Artur Flamínio da Silva
Professor Associado da Universidade Autónoma de Lisboa, responsável pela disciplina de Direito Processual Administrativo.
Consulte a sua obra neste link.
1. É comum que um dos argumentos invocados para promover um ataque à arbitragem seja que o Estado perde (e muito) quando assume a posição de parte em processos arbitrais. Foi, a este respeito, mencionado em dois projectos de lei (do PCP[1] e do Bloco de Esquerda[2]) que a arbitragem é, para o Estado, “invariavelmente desfavorável” (PCP) ou uma “perversidade” que tem “sido invariavelmente prejudicial para o interesse público” (Bloco de Esquerda);
2. A menção às “derrotas” do Estado – expressamente mencionada no caso da iniciativa legislativa do PCP – tem ganho projecção na opinião pública por uma associação a um conjunto de percentagens (baixas!) de vitórias do Estado na arbitragem;
3. É evidente que esta circunstância manifesta uma desconfiança e um ataque – especialmente injustificado quando comparado com outros regimes jurídicos – à arbitragem administrativa e arbitragem fiscal institucionalizada;
4. Devo, porém, fazer uma declaração de princípio relativamente ao argumento: não há nenhuma garantia, nem pode haver sob pena de se comprometerem os princípios mais basilares do Estado de Direito, de vitória (contra os particulares) nem nos tribunais arbitrais e, muito menos, nos tribunais estaduais;
5. O argumento da derrota – aparentemente por uma comparação (sem dados estatísticos) com os tribunais estaduais – é perigoso e indicia que o Estado tem, a todo o custo, de ganhar num processo em que seja a contraparte de um cidadão;
6. O que falta, entre outras coisas, para convencer, de forma sustentada, séria e adequada à realidade, não é um estudo sobre a percentagem das vitórias do Estado na arbitragem fiscal ou administrativa, mas antes uma investigação que não seja selectiva e nos explique se, verdadeiramente, o Estado vence mais ou menos em todas as arbitragens em que participa quando comparado com as situações em que o Estado é parte num litígio que corre termos nos tribunais estaduais;
7. É que, como é sabido, cada ramo de Direito tem especificidades que enformam o processo arbitral, tal como existem processos arbitrais mais garantísticos do que outros.
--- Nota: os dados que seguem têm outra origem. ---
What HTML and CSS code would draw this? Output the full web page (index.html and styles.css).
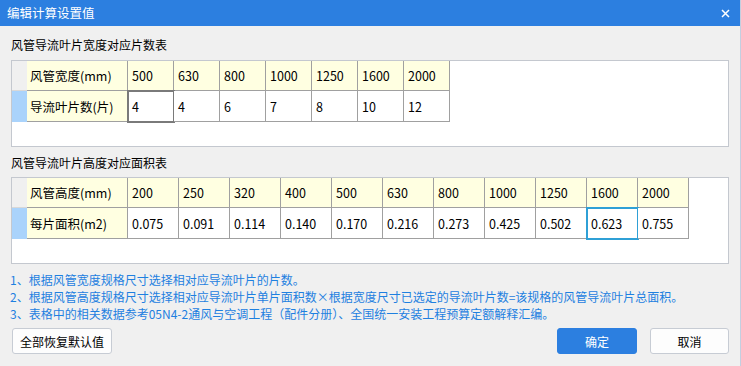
FILE: index.html
```html
<!DOCTYPE html>
<html lang="zh-CN">
<head>
<meta charset="utf-8">
<title>编辑计算设置值</title>
<link rel="stylesheet" href="styles.css">
</head>
<body>
<div class="dialog">
  <div class="titlebar">
    <span class="title">编辑计算设置值</span>
    <svg class="close" width="9" height="9" viewBox="0 0 9 9"><path d="M1 1 L8 8 M8 1 L1 8" stroke="#fff" stroke-width="1.5" fill="none"/></svg>
  </div>
  <div class="content">
    <div class="section-title">风管导流叶片宽度对应片数表</div>
    <div class="grid-box">
      <div class="grid g1">
        <div class="c corner"></div>
        <div class="c head label">风管宽度(mm)</div>
        <div class="c head">500</div>
        <div class="c head">630</div>
        <div class="c head">800</div>
        <div class="c head">1000</div>
        <div class="c head">1250</div>
        <div class="c head">1600</div>
        <div class="c head">2000</div>
        <div class="c rowsel"></div>
        <div class="c head label">导流叶片数(片)</div>
        <div class="c val sel-gray">4</div>
        <div class="c val">4</div>
        <div class="c val">6</div>
        <div class="c val">7</div>
        <div class="c val">8</div>
        <div class="c val">10</div>
        <div class="c val">12</div>
      </div>
    </div>
    <div class="section-title second">风管导流叶片高度对应面积表</div>
    <div class="grid-box">
      <div class="grid g2">
        <div class="c corner"></div>
        <div class="c head label">风管高度(mm)</div>
        <div class="c head">200</div>
        <div class="c head">250</div>
        <div class="c head">320</div>
        <div class="c head">400</div>
        <div class="c head">500</div>
        <div class="c head">630</div>
        <div class="c head">800</div>
        <div class="c head">1000</div>
        <div class="c head">1250</div>
        <div class="c head">1600</div>
        <div class="c head">2000</div>
        <div class="c rowsel"></div>
        <div class="c head label">每片面积(m2)</div>
        <div class="c val">0.075</div>
        <div class="c val">0.091</div>
        <div class="c val">0.114</div>
        <div class="c val">0.140</div>
        <div class="c val">0.170</div>
        <div class="c val">0.216</div>
        <div class="c val">0.273</div>
        <div class="c val">0.425</div>
        <div class="c val">0.502</div>
        <div class="c val sel-blue">0.623</div>
        <div class="c val">0.755</div>
      </div>
    </div>
    <div class="notes">
      <p>1、根据风管宽度规格尺寸选择相对应导流叶片的片数。</p>
      <p>2、根据风管高度规格尺寸选择相对应导流叶片单片面积数×根据宽度尺寸已选定的导流叶片数=该规格的风管导流叶片总面积。</p>
      <p>3、表格中的相关数据参考05N4-2通风与空调工程（配件分册）、全国统一安装工程预算定额解释汇编。</p>
    </div>
    <div class="buttons">
      <button class="btn">全部恢复默认值</button>
      <div class="spacer"></div>
      <button class="btn primary">确定</button>
      <button class="btn">取消</button>
    </div>
  </div>
</div>
</body>
</html>
```

FILE: styles.css
```css
* { box-sizing: border-box; }
html, body { margin: 0; padding: 0; }
body {
  width: 741px;
  height: 366px;
  overflow: hidden;
  background: #f0f0f0;
  font-family: "Noto Sans CJK SC", "Microsoft YaHei", sans-serif;
  font-size: 12px;
  color: #000;
}
.dialog {
  width: 741px;
  height: 366px;
  background: #f0f0f0;
  border-right: 1px solid #c3cfe0;
  display: flex;
  flex-direction: column;
}
.titlebar {
  height: 26px;
  background: #2c7fe0;
  color: #fff;
  display: flex;
  align-items: center;
  padding: 0 10px 0 7px;
}
.title { font-size: 12.5px; line-height: 26px; flex: 1; }
.close { display: block; }
.content {
  padding: 10px 11px 0 11px;
  display: flex;
  flex-direction: column;
}
.section-title {
  font-size: 12px;
  line-height: 18px;
  height: 18px;
  margin-bottom: 6px;
}
.section-title.second { margin-top: 7px; margin-bottom: 5px; }
.grid-box {
  width: 718px;
  background: #fff;
  border: 1px solid #c4c8cf;
  height: 87px;
}
.grid { display: grid; grid-template-rows: 30px 31px; }
.g1 { grid-template-columns: 15px 101px repeat(7, 46px); width: max-content; }
.g2 { grid-template-columns: 15px 101px repeat(11, 51px); width: max-content; }
.c {
  border-right: 1px solid #a0a0a0;
  border-bottom: 1px solid #a0a0a0;
  padding-left: 3px;
  display: flex;
  align-items: center;
  white-space: nowrap;
  font-size: 12.5px;
}
.head { background: #ffffe1; padding-left: 4px; }
.label { padding-left: 3px; }
.val { background: #fff; padding-left: 4px; }
.corner { background: #f0f0f0; border-right: none; border-bottom: 1px solid #d8d8d8; }
.rowsel { background: #aad3fb; border-right: none; border-bottom: none; }
.sel-gray { outline: 2px solid #7a7a7a; outline-offset: -1px; }
.sel-blue { outline: 2px solid #2fa0d6; outline-offset: -1px; }
.notes {
  margin-top: 7px;
  color: #1e80e0;
  font-size: 12px;
  line-height: 17px;
  margin-left: -1px;
}
.notes p { margin: 0; }
.buttons {
  display: flex;
  align-items: center;
  margin-top: 6px;
  gap: 13px;
  padding-left: 1px;
}
.spacer { flex: 1; }
.btn {
  font-family: "Noto Sans CJK SC", "Microsoft YaHei", sans-serif;
  font-size: 12px;
  height: 26px;
  border: 1px solid #c7ccd4;
  border-radius: 3px;
  background: #fdfdfd;
  color: #000;
  width: 80px;
  padding: 0;
}
.btn:first-child { width: 100px; }
.btn.primary {
  background: #2c7fe0;
  border-color: #2c7fe0;
  color: #fff;
}
.btn:last-child { width: 79px; }
```
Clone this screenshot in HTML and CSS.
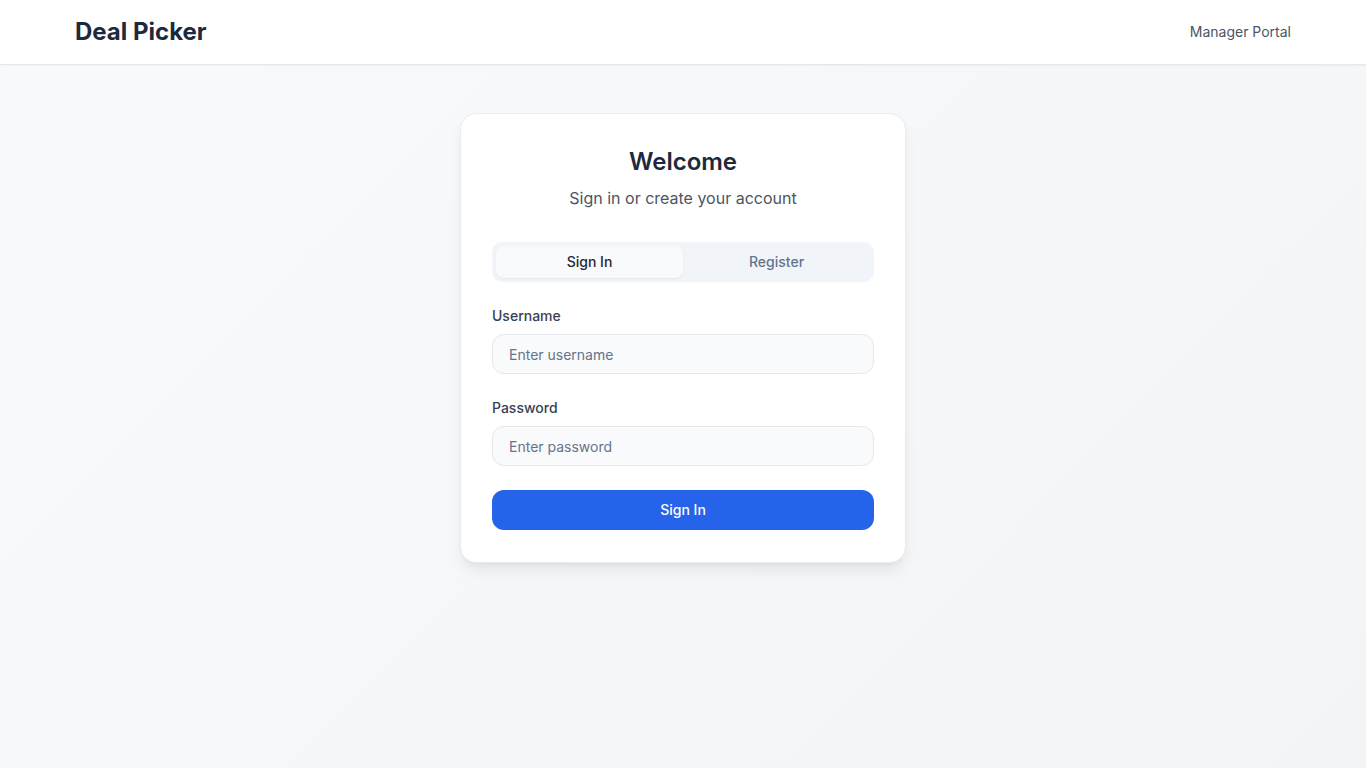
FILE: index.html
```html
<!DOCTYPE html>
<html lang="en">
<head>
<meta charset="utf-8">
<title>Deal Picker</title>
<link rel="stylesheet" href="styles.css">
</head>
<body>
<header class="topbar">
  <div class="topbar-inner">
    <div class="brand">Deal Picker</div>
    <a class="portal-link" href="#">Manager Portal</a>
  </div>
</header>
<main class="main">
  <div class="card">
    <h1 class="title">Welcome</h1>
    <p class="subtitle">Sign in or create your account</p>
    <div class="tabs">
      <button class="tab tab-active">Sign In</button>
      <button class="tab">Register</button>
    </div>
    <form class="form">
      <div class="field">
        <label class="label" for="u">Username</label>
        <input class="input" id="u" type="text" placeholder="Enter username">
      </div>
      <div class="field">
        <label class="label" for="p">Password</label>
        <input class="input" id="p" type="password" placeholder="Enter password">
      </div>
      <button class="submit" type="button">Sign In</button>
    </form>
  </div>
</main>
</body>
</html>
```

FILE: styles.css
```css
* { box-sizing: border-box; }
html, body { margin: 0; padding: 0; }
body {
  font-family: Inter, "Noto Sans", sans-serif;
  min-height: 100vh;
  background: linear-gradient(135deg, #f8fafc 0%, #f3f4f6 100%);
  color: #1f2937;
}
.topbar {
  height: 65px;
  background: #ffffff;
  border-bottom: 1px solid #e5e7eb;
  box-shadow: 0 1px 2px rgba(0,0,0,0.04);
}
.topbar-inner {
  max-width: 1280px;
  margin: 0 auto;
  padding: 0 32px;
  height: 63px;
  display: flex;
  align-items: center;
  justify-content: space-between;
}
.brand {
  font-size: 24px;
  font-weight: 700;
  color: #1e293b;
}
.portal-link {
  font-size: 14px;
  color: #4b5563;
  text-decoration: none;
}
.main {
  display: flex;
  justify-content: center;
  padding-top: 48px;
}
.card {
  width: 446px;
  background: #ffffff;
  border: 1px solid #e9ebef;
  border-radius: 16px;
  padding: 31px 31px 32px;
  box-shadow: 0 10px 15px -3px rgba(0,0,0,0.08), 0 4px 6px -4px rgba(0,0,0,0.06);
}
.title {
  margin: 0;
  padding-top: 1px;
  text-align: center;
  font-size: 24px;
  line-height: 32px;
  font-weight: 600;
  color: #1e293b;
}
.subtitle {
  margin: 8px 0 0;
  text-align: center;
  font-size: 16px;
  line-height: 24px;
  color: #4b5563;
}
.tabs {
  margin-top: 32px;
  display: flex;
  padding: 4px;
  background: #f1f5f9;
  border-radius: 10px;
}
.tab {
  flex: 1;
  height: 32px;
  padding: 0 0 1px;
  border: none;
  background: transparent;
  font-family: inherit;
  font-size: 14px;
  font-weight: 500;
  color: #64748b;
  border-radius: 8px;
  cursor: pointer;
}
.tab-active {
  background: #f8fafc;
  color: #1f2937;
  box-shadow: 0 1px 2px rgba(0,0,0,0.05);
}
.form {
  margin-top: 24px;
  display: flex;
  flex-direction: column;
  gap: 24px;
}
.field {
  display: flex;
  flex-direction: column;
  gap: 8px;
}
.label {
  font-size: 14px;
  line-height: 20px;
  font-weight: 500;
  color: #374151;
}
.input {
  height: 40px;
  width: 100%;
  border: 1px solid #e5e7eb;
  background: #f9fafb;
  border-radius: 12px;
  padding: 0 16px;
  font-family: inherit;
  font-size: 14px;
  color: #1f2937;
  outline: none;
}
.input::placeholder { color: #64748b; }
.submit {
  height: 40px;
  width: 100%;
  padding: 0 0 1px;
  border: none;
  background: #2563eb;
  color: #ffffff;
  border-radius: 12px;
  font-family: inherit;
  font-size: 14px;
  font-weight: 500;
  cursor: pointer;
}
```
É este o caso da arbitragem fiscal e da arbitragem administrativa (se, para este efeito, excluirmos a arbitragem do Tribunal Arbitral do Desporto), que são genericamente mais próximas das garantias processuais dos tribunais estaduais do que a arbitragem regulada só pela Lei da Arbitragem Voluntária, designadamente, exceptuando o caso da arbitragem de consumo, aquela que envolve litígios de Direito Privado;
8. O problema mais relevante, atendendo a estes dados e se vier a ser constatado que é verídico que o Estado perde mesmo mais vezes na arbitragem do que nos tribunais estaduais, será começar por discutir o porquê de esta circunstância acontecer e é aqui que verdadeiramente reside o ponto cardeal da discussão;
9. De entre as possíveis causas, sem suspeições ou ataques gratuitos, podemos, desde logo, pensar – e é perfeitamente aceitável – que o recurso à arbitragem por parte do Estado possa não ser acompanhado de um conhecimento – pela inexperiência com este meio de resolução alternativa de litígios – do que é a arbitragem. A flexibilidade e a existência de conceitos próprios e regras diferentes pode condicionar um comportamento condizente com as especificidades da arbitragem;
10. É, neste contexto, nossa convicção que o Estado tanto perde nos tribunais arbitrais, como perde nos tribunais estaduais, pelo que qualquer argumentação que se cinja a um facto ou dado estatístico muito particular não tem relevância suficiente para, sem ser para lançar suspeitas e fomentar a desconfiança e o populismo, convencer sobre as causas que levam ao Estado perder nos tribunais (sejam elas quais forem).
O presente texto já foi objecto de
publicação inicial no jornal Público.
[1] Projecto de Lei n.º 799/XIV/2.ª.
[2] Projecto de Lei n.º 837/XIV/2.ª.